Gang scheduling is a technique used to run multiple applications on the same resources simultaneously by time-sharing between them. In this case, applications are oversubscribed to the resources and must take turns executing like in OS threads. To achieve gang scheduling, the resources required by all applications running on a single resource must be less than its capacity. An example is a temporary hard disk space used by applications. If the requirement of all the applications running simultaneously is more significant than the capacity of the hard disk, gang scheduling will fail. Another such resource is the RAM used by the applications.

Gang scheduling allows a scheduler to improve responsiveness and utilization by permitting more jobs to begin executions faster. Shorter jobs can finish without waiting in queues for longer jobs to terminate, increasing the responsiveness of the overall cluster.

Gang scheduling is frequently used in data analytical applications.

List Scheduling

This is a classic and straightforward scheduling technique where it runs the next job that fits the available resources. Because of its simplicity, it can be implemented efficiently and even provides good schedules in practical systems.

Backfill Scheduling

The backfilling algorithm tries to execute jobs ahead in the job queue in case it cannot execute the head of the queue due to resources not being available. When it picks a job that is down in the queue, it tries not to postpone the job at the head of the queue. This requires knowledge of the job execution times for each job.

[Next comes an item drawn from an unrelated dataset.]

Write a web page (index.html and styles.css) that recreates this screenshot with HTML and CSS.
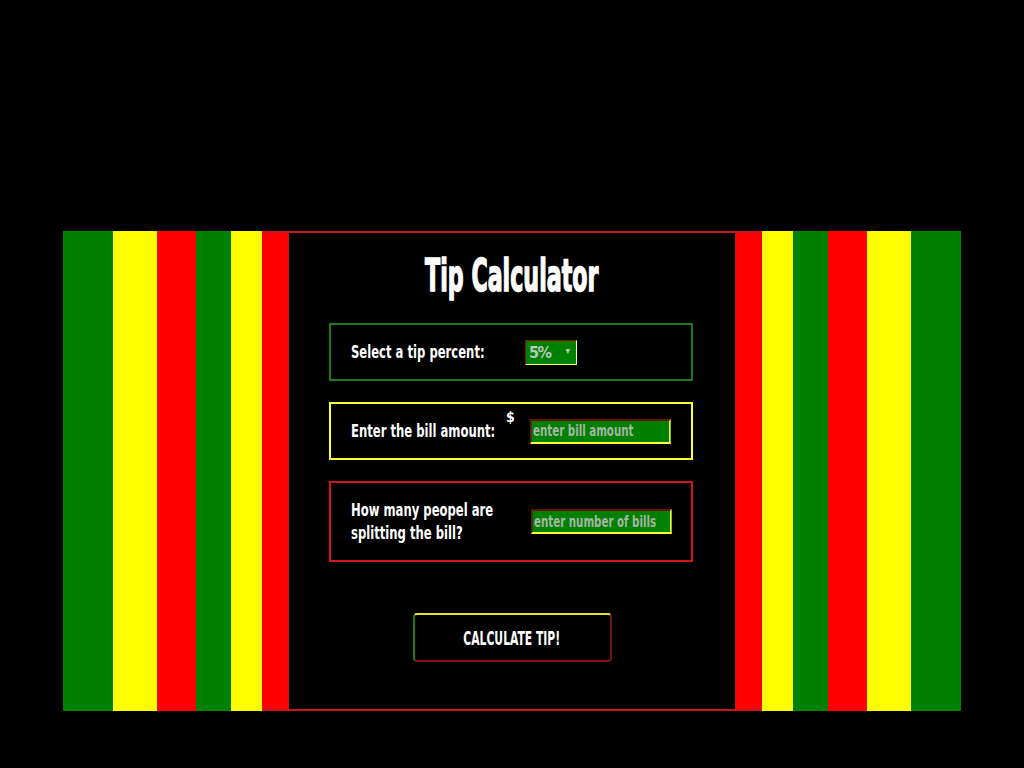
FILE: index.html
```html
<!DOCTYPE html>
<html lang="en">
<head>
<meta charset="utf-8">
<title>Tip Calculator</title>
<link rel="stylesheet" href="styles.css">
</head>
<body>
<div class="flag">
  <div class="stripe green w50"></div>
  <div class="stripe yellow w44"></div>
  <div class="stripe red w39"></div>
  <div class="stripe green w35"></div>
  <div class="stripe yellow w31"></div>
  <div class="center">
    <div class="panel">
      <h1 class="title">Tip Calculator</h1>
      <div class="box box-green">
        <span class="label label-wide"><span class="squeeze">Select a tip percent:</span></span>
        <div class="select-wrap">
          <select class="select">
            <option>5%</option>
            <option>10%</option>
            <option>15%</option>
            <option>20%</option>
          </select>
        </div>
      </div>
      <div class="box box-yellow">
        <span class="label label-bill"><span class="squeeze">Enter the bill amount:</span></span>
        <span class="dollar">$</span>
        <input class="field" type="text" placeholder="enter bill amount">
      </div>
      <div class="box box-red">
        <span class="label label-split"><span class="squeeze">How many peopel are<br>splitting the bill?</span></span>
        <input class="field" type="text" placeholder="enter number of bills">
      </div>
      <div class="actions">
        <button class="calc" type="button"><span class="calc-text">CALCULATE TIP!</span></button>
      </div>
    </div>
  </div>
  <div class="stripe yellow w31"></div>
  <div class="stripe green w35"></div>
  <div class="stripe red w39"></div>
  <div class="stripe yellow w44"></div>
  <div class="stripe green w50"></div>
</div>
</body>
</html>
```

FILE: styles.css
```css
html, body {
  margin: 0;
  padding: 0;
  background: #000;
}

body {
  font-family: "DejaVu Sans Condensed", "DejaVu Sans", sans-serif;
  font-weight: bold;
  color: #fff;
}

.flag {
  display: flex;
  width: 898px;
  height: 480px;
  margin: 231px 0 0 63px;
}

.stripe { flex: none; height: 100%; }
.green { background: #008000; }
.yellow { background: #ffff00; }
.red { background: #ff0000; }
.w50 { width: 50px; }
.w44 { width: 44px; }
.w39 { width: 39px; }
.w35 { width: 35px; }
.w31 { width: 31px; }

.center {
  flex: none;
  width: 500px;
  box-sizing: border-box;
  background: #ff0000;
  border-top: 2px solid #c8161d;
  border-bottom: 2px solid #c8161d;
  padding: 0 26px;
}

.panel {
  height: 100%;
  background: #000;
  border-left: 1px solid #c8161d;
  border-right: 1px solid #c8161d;
  display: flex;
  flex-direction: column;
  align-items: center;
}

.title {
  margin: 18px 0 0;
  font-size: 44px;
  line-height: 50px;
  white-space: nowrap;
  transform: scaleX(0.56);
  -webkit-text-stroke: 1.5px #fff;
}

.box {
  box-sizing: border-box;
  width: 364px;
  margin-right: 2px;
  display: flex;
  align-items: center;
  padding: 0 20px;
  border: 2px solid;
}

.box-green {
  margin-top: 22px;
  height: 58px;
  border-color: #1a7a1a;
}

.box-yellow {
  margin-top: 21px;
  height: 58px;
  border-color: #ffff33;
}

.box-red {
  margin-top: 21px;
  height: 81px;
  border-color: #d2151d;
}

.label {
  font-size: 17px;
  line-height: 23px;
  flex: none;
  white-space: nowrap;
}

.squeeze {
  display: inline-block;
  transform: scaleX(0.76);
  transform-origin: left center;
}

.label-wide { width: 174px; }
.label-bill { width: 155px; }
.label-split { width: 180px; }

.dollar {
  align-self: flex-start;
  margin-top: 5px;
  width: 25px;
  font-size: 14px;
  line-height: 16px;
}

.select-wrap {
  position: relative;
  width: 52px;
  height: 25px;
}

.select-wrap::after {
  content: "\25BE";
  position: absolute;
  right: 7px;
  top: 5px;
  font-size: 10px;
  color: #b5c9b5;
  pointer-events: none;
}

.select {
  -webkit-appearance: none;
  appearance: none;
  box-sizing: border-box;
  width: 52px;
  height: 25px;
  margin: 0;
  padding: 0 0 0 3px;
  background: #008000;
  color: #b9c9b9;
  font: bold 16px "DejaVu Sans Condensed", "DejaVu Sans", sans-serif;
  letter-spacing: -1.5px;
  border: 1px solid;
  border-color: #8b1010 #ffff66 #ffff66 #8b1010;
  border-radius: 0;
}

.field {
  box-sizing: border-box;
  width: 185px;
  height: 25px;
  margin: 0 -44px 0 0;
  padding: 0 0 0 2px;
  transform: scaleX(0.76);
  transform-origin: left center;
  background: #008000;
  color: #b9c9b9;
  font: bold 15px "DejaVu Sans Condensed", "DejaVu Sans", sans-serif;
  border: 2px solid;
  border-color: #6b1010 #ffff33 #ffff33 #6b1010;
  outline: none;
}

.field::placeholder {
  color: #a5b5a5;
  opacity: 1;
}

.actions {
  margin-top: 51px;
}

.calc {
  box-sizing: border-box;
  width: 199px;
  height: 49px;
  background: #000;
  color: #fff;
  font: bold 20px "DejaVu Sans Condensed", "DejaVu Sans", sans-serif;
  border: 2px solid;
  border-color: #e5e32d #6a1a10 #8b1010 #1f7a10;
  border-radius: 4px;
  cursor: pointer;
  padding: 0;
  white-space: nowrap;
}

.calc-text {
  display: inline-block;
  transform: scaleX(0.6);
}
```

The above image shows the difference between FIFO and backfill scheduling. Imagine we have two resources (r) and four jobs. Jobs 1 to 4 take resources and time pairs of Job1 — {r = 1, t = 2}, Job2 — {r=1, t=4}, Job 3 — {r=2, t = 3}, Job 4 — {r=1, t= 2}. These are submitted in the order of 1 to 4. If we strictly follow the FIFO schedule, Job 4 must wait until Job 3 is completed. With backfill scheduling, we can start Job 4 after Job 1 is completed. Note that the Job 3 start time does not change because of this.